§ **What to work on**
Produce an exact copy of all the data below, dropping every image.

§ **Recorded information**
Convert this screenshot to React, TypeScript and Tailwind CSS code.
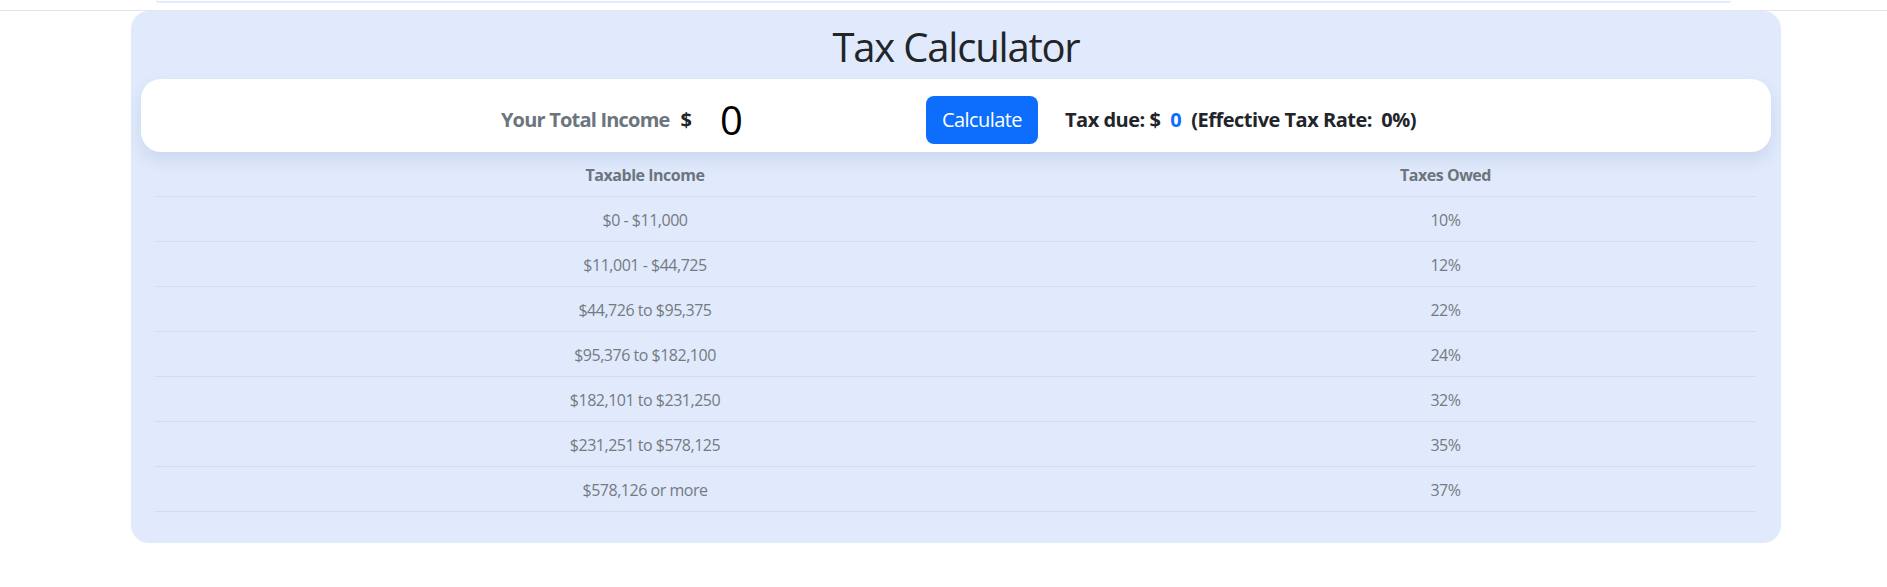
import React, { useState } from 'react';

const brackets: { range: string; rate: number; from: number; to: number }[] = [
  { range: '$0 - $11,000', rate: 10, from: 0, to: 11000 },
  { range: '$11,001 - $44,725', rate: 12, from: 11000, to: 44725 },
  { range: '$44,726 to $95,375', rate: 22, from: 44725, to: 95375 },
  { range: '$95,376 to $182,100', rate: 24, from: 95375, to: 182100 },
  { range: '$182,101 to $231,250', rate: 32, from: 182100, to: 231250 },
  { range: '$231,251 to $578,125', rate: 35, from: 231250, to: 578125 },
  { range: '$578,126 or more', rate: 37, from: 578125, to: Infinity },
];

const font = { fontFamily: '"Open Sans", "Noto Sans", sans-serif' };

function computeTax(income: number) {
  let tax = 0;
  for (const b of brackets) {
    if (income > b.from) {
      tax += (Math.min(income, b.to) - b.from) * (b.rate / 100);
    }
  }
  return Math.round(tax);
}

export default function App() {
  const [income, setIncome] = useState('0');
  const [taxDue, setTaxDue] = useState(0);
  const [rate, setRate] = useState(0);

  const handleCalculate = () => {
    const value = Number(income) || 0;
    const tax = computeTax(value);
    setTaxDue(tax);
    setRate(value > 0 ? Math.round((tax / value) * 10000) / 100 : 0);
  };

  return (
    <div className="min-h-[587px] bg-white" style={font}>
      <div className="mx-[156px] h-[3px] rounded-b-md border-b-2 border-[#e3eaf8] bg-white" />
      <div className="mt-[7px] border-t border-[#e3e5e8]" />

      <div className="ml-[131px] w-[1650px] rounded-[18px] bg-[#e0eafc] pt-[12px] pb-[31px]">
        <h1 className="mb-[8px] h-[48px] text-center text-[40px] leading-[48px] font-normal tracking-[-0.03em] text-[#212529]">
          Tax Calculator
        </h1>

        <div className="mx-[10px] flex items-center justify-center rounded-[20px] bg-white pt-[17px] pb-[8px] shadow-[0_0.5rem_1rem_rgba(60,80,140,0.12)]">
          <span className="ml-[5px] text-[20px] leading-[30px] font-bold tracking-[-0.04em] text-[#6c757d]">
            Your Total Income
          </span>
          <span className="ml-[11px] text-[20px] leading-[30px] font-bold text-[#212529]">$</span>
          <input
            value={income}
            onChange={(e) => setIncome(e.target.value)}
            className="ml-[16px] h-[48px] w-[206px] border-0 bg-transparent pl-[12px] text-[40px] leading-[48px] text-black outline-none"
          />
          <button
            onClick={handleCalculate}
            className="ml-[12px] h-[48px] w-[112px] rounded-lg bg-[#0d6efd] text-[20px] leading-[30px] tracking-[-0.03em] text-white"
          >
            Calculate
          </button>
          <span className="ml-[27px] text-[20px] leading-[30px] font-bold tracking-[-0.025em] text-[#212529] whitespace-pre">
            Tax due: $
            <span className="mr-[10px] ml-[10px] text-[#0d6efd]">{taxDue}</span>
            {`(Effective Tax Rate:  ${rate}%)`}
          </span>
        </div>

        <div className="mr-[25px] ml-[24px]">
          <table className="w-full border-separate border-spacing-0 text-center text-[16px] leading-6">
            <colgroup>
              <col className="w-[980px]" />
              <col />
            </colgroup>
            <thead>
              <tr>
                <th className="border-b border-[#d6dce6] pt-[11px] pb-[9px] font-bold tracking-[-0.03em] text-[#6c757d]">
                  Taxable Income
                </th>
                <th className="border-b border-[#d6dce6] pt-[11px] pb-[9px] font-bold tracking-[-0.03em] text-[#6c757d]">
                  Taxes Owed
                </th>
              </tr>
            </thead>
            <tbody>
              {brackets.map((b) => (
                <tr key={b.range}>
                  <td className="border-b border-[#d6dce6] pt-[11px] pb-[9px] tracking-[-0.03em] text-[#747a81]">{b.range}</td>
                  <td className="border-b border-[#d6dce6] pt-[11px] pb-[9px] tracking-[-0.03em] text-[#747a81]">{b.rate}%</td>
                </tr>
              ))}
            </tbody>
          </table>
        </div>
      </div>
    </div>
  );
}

§ **Result for this exercise**
Convert this screenshot to React, TypeScript and Tailwind CSS code.
import React, { useState } from 'react';

const brackets: { range: string; rate: number; from: number; to: number }[] = [
  { range: '$0 - $11,000', rate: 10, from: 0, to: 11000 },
  { range: '$11,001 - $44,725', rate: 12, from: 11000, to: 44725 },
  { range: '$44,726 to $95,375', rate: 22, from: 44725, to: 95375 },
  { range: '$95,376 to $182,100', rate: 24, from: 95375, to: 182100 },
  { range: '$182,101 to $231,250', rate: 32, from: 182100, to: 231250 },
  { range: '$231,251 to $578,125', rate: 35, from: 231250, to: 578125 },
  { range: '$578,126 or more', rate: 37, from: 578125, to: Infinity },
];

const font = { fontFamily: '"Open Sans", "Noto Sans", sans-serif' };

function computeTax(income: number) {
  let tax = 0;
  for (const b of brackets) {
    if (income > b.from) {
      tax += (Math.min(income, b.to) - b.from) * (b.rate / 100);
    }
  }
  return Math.round(tax);
}

export default function App() {
  const [income, setIncome] = useState('0');
  const [taxDue, setTaxDue] = useState(0);
  const [rate, setRate] = useState(0);

  const handleCalculate = () => {
    const value = Number(income) || 0;
    const tax = computeTax(value);
    setTaxDue(tax);
    setRate(value > 0 ? Math.round((tax / value) * 10000) / 100 : 0);
  };

  return (
    <div className="min-h-[587px] bg-white" style={font}>
      <div className="mx-[156px] h-[3px] rounded-b-md border-b-2 border-[#e3eaf8] bg-white" />
      <div className="mt-[7px] border-t border-[#e3e5e8]" />

      <div className="ml-[131px] w-[1650px] rounded-[18px] bg-[#e0eafc] pt-[12px] pb-[31px]">
        <h1 className="mb-[8px] h-[48px] text-center text-[40px] leading-[48px] font-normal tracking-[-0.03em] text-[#212529]">
          Tax Calculator
        </h1>

        <div className="mx-[10px] flex items-center justify-center rounded-[20px] bg-white pt-[17px] pb-[8px] shadow-[0_0.5rem_1rem_rgba(60,80,140,0.12)]">
          <span className="ml-[5px] text-[20px] leading-[30px] font-bold tracking-[-0.04em] text-[#6c757d]">
            Your Total Income
          </span>
          <span className="ml-[11px] text-[20px] leading-[30px] font-bold text-[#212529]">$</span>
          <input
            value={income}
            onChange={(e) => setIncome(e.target.value)}
            className="ml-[16px] h-[48px] w-[206px] border-0 bg-transparent pl-[12px] text-[40px] leading-[48px] text-black outline-none"
          />
          <button
            onClick={handleCalculate}
            className="ml-[12px] h-[48px] w-[112px] rounded-lg bg-[#0d6efd] text-[20px] leading-[30px] tracking-[-0.03em] text-white"
          >
            Calculate
          </button>
          <span className="ml-[27px] text-[20px] leading-[30px] font-bold tracking-[-0.025em] text-[#212529] whitespace-pre">
            Tax due: $
            <span className="mr-[10px] ml-[10px] text-[#0d6efd]">{taxDue}</span>
            {`(Effective Tax Rate:  ${rate}%)`}
          </span>
        </div>

        <div className="mr-[25px] ml-[24px]">
          <table className="w-full border-separate border-spacing-0 text-center text-[16px] leading-6">
            <colgroup>
              <col className="w-[980px]" />
              <col />
            </colgroup>
            <thead>
              <tr>
                <th className="border-b border-[#d6dce6] pt-[11px] pb-[9px] font-bold tracking-[-0.03em] text-[#6c757d]">
                  Taxable Income
                </th>
                <th className="border-b border-[#d6dce6] pt-[11px] pb-[9px] font-bold tracking-[-0.03em] text-[#6c757d]">
                  Taxes Owed
                </th>
              </tr>
            </thead>
            <tbody>
              {brackets.map((b) => (
                <tr key={b.range}>
                  <td className="border-b border-[#d6dce6] pt-[11px] pb-[9px] tracking-[-0.03em] text-[#747a81]">{b.range}</td>
                  <td className="border-b border-[#d6dce6] pt-[11px] pb-[9px] tracking-[-0.03em] text-[#747a81]">{b.rate}%</td>
                </tr>
              ))}
            </tbody>
          </table>
        </div>
      </div>
    </div>
  );
}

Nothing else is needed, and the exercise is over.